A Dutch study has found that those diagnosed with mild cognitive impairment (MCI) have a fourfold increased risk of developing dementia or Alzheimer’s disease (AD), and that stroke and other vascular damage are important risk factors.
The results of the study are published in a supplement to the Journal of Alzheimer’s Disease.
“Mild cognitive impairment has been identified as the transitional stage between normal aging and dementia,” said M. Arfan Ikram, M.D., Ph.D., a neuroepidemiologist at Erasmus University Medical Center (Rotterdam).
“Identifying persons at a higher risk of dementia could postpone or even prevent dementia by timely targeting modifiable risk factors.”
Unlike a clinical trial, the long-term, large-scale population-based study is an observational cohort study focusing on the general population, instead of persons referred to a memory clinic. It began in 1990, when almost 8,000 inhabitants of Rotterdam aged 55 years or older agreed to participate in the study.

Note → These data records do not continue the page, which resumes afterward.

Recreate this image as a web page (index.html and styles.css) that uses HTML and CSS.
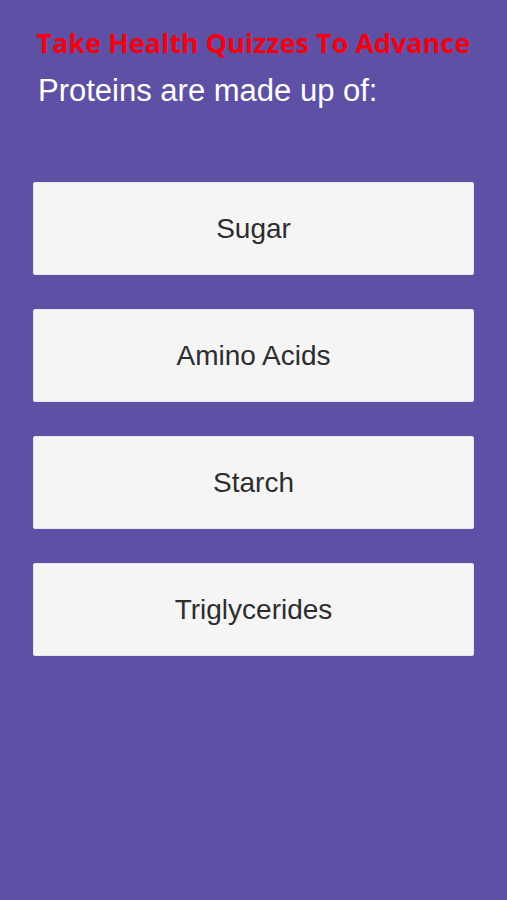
FILE: index.html
```html
<!DOCTYPE html>
<html>
<head>
<meta charset="utf-8">
<link rel="stylesheet" href="styles.css">
</head>
<body>
<div class="screen">
  <h1 class="title">Take Health Quizzes To Advance</h1>
  <p class="question">Proteins are made up of:</p>
  <div class="answers">
    <button class="answer">Sugar</button>
    <button class="answer">Amino Acids</button>
    <button class="answer">Starch</button>
    <button class="answer">Triglycerides</button>
  </div>
</div>
</body>
</html>
```
FILE: styles.css
```css
html, body {
  margin: 0;
  padding: 0;
  background: #5e50a4;
}
.screen {
  width: 507px;
  height: 900px;
  background: #5e50a4;
  display: flex;
  flex-direction: column;
}
.title {
  margin: 25px 0 0 0;
  text-align: center;
  font-family: "Open Sans", sans-serif;
  font-weight: 700;
  font-size: 27px;
  line-height: 36px;
  color: #f40010;
}
.question {
  margin: 12px 0 0 38px;
  font-family: "Liberation Sans", Arial, sans-serif;
  font-size: 31px;
  line-height: 36px;
  color: #ffffff;
}
.answers {
  margin: 73px 33px 0 33px;
  display: flex;
  flex-direction: column;
  gap: 34px;
}
.answer {
  height: 93px;
  background: #f5f5f6;
  border: 1px solid #e6e6ea;
  border-radius: 2px;
  font-family: "Liberation Sans", Arial, sans-serif;
  font-size: 28px;
  color: #2d2d2d;
  padding: 0;
}
```
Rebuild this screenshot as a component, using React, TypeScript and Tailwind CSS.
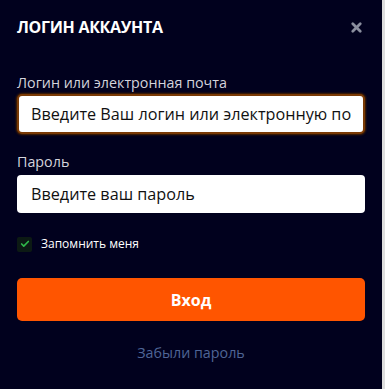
import { Check, X } from "lucide-react";

export default function App() {
  return (
    <div className="flex w-[385px] h-[389px] font-['Open_Sans','Noto_Sans',sans-serif]">
      <div className="w-[382px] h-full bg-[#01011e] px-[17px] pt-[17px] flex flex-col">
        {/* Header */}
        <div className="flex items-center justify-between h-[20px]">
          <h2 className="text-[16px] font-bold text-white leading-none tracking-[-0.3px]">
            ЛОГИН АККАУНТА
          </h2>
          <button className="mr-[1px] text-[#8a8e9e]">
            <X className="w-[15px] h-[15px]" strokeWidth={4.5} />
          </button>
        </div>

        {/* Login */}
        <label className="mt-[36px] text-[14.3px] leading-[20px] text-[#d4d4dc]">
          Логин или электронная почта
        </label>
        <input
          className="mt-[1px] h-[40px] w-full rounded-[5px] bg-white border-2 border-[#7a3a05] shadow-[0_0_2px_1px_#4a2200] pl-[12px] pr-[12px] text-[16.2px] text-[#111] placeholder:text-[#111] outline-none"
          placeholder="Введите Ваш логин или электронную почту"
        />

        {/* Password */}
        <label className="mt-[18px] text-[14.3px] leading-[20px] text-[#d4d4dc]">
          Пароль
        </label>
        <input
          type="password"
          className="mt-[3px] h-[38px] w-full rounded-[4px] bg-white pl-[14px] pr-[12px] text-[16.2px] text-[#111] placeholder:text-[#111] outline-none"
          placeholder="Введите ваш пароль"
        />

        {/* Remember */}
        <div className="mt-[22px] flex items-center gap-[9px]">
          <div className="w-[15px] h-[15px] rounded-[2px] bg-[#0c1a14] flex items-center justify-center">
            <Check className="w-[10px] h-[10px] text-[#2fb84a]" strokeWidth={4} />
          </div>
          <span className="text-[12px] text-white">Запомнить меня</span>
        </div>

        {/* Submit */}
        <button className="mt-[25px] h-[43px] rounded-[5px] bg-[#ff5500] text-white text-[16px] font-bold">
          Вход
        </button>

        <a className="mt-[22px] text-center text-[14.3px] leading-[20px] text-[#4f6596]">Забыли пароль</a>
      </div>
      <div className="w-[3px] h-full bg-[#dedede]" />
    </div>
  );
}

Ten years later, another 3,000 individuals were added. Participants undergo home interviews and examinations every four years.
Several risk factors including older age, positive APOE-ɛ4 status, low total cholesterol levels, and stroke, as well as specific brain imaging data, were associated with an increased risk of developing MCI.
“This important prospective study adds to the accumulating evidence that strokes, presumably related to so called ‘vascular’ risk factors, also contribute to the appearance of dementia in Alzheimer’s disease,” said neurologist Amos D. Korczyn, M.D., of Tel Aviv University, guest editor of the supplement.
“The findings complement other emerging research that suggests middle-aged people should minimize their vascular risk factors,” he said.
“It should be remembered that delaying the onset of dementia by five years will reduce the prevalence of the disease by half. And of course, since there is no cure for AD, prevention is the best approach at present,” Korczyn said.
To be diagnosed with MCI in the study, individuals were required to meet three criteria: a self-reported awareness of having problems with memory or everyday functioning; deficits detected on a battery of cognitive tests; and no evidence of dementia.
They were categorized into those with memory problems (amnestic MCI) and those with normal memory (non-amnestic MCI).
Of 4,198 persons found to be eligible for the study, almost 10 percent were diagnosed with MCI. Of these, 163 had amnestic MCI and 254 had non-amnestic MCI. The risk of dementia was especially high for people with memory problems.
Similar results were observed regarding the risk for Alzheimer’s disease. Those with MCI also faced a somewhat higher risk of death.
The research team investigated possible determinants of MCI, considering factors such as age, APOE-ɛ status, waist circumference, hypertension, diabetes mellitus, total and HDL-cholesterol levels, smoking, and stroke.
Only older age, being an APOE-ɛ4 carrier, low total cholesterol levels, and stroke at baseline were associated with developing MCI.
Having the APOE-ɛ4 genotype and smoking were related only to amnestic MCI.
When the investigators analyzed MRI studies of the brain, they found that participants with MCI, particularly those with non-amnestic MCI, had larger white matter lesion volumes and worse microstructural integrity of normal-appearing white matter compared to controls.
They were also three times more likely than controls to have cavities in the basal ganglia or white matter. MCI was not associated with total brain volume, hippocampal volume, or cerebral microbleeds.
“Our results suggest that accumulating vascular damage plays a role in both amnestic and non-amnestic MCI,” said Ikram.
Researchers believe timely targeting of modifiable vascular risk factors, such as cholesterol levels, and stopping smoking, may help prevent MCI and dementia.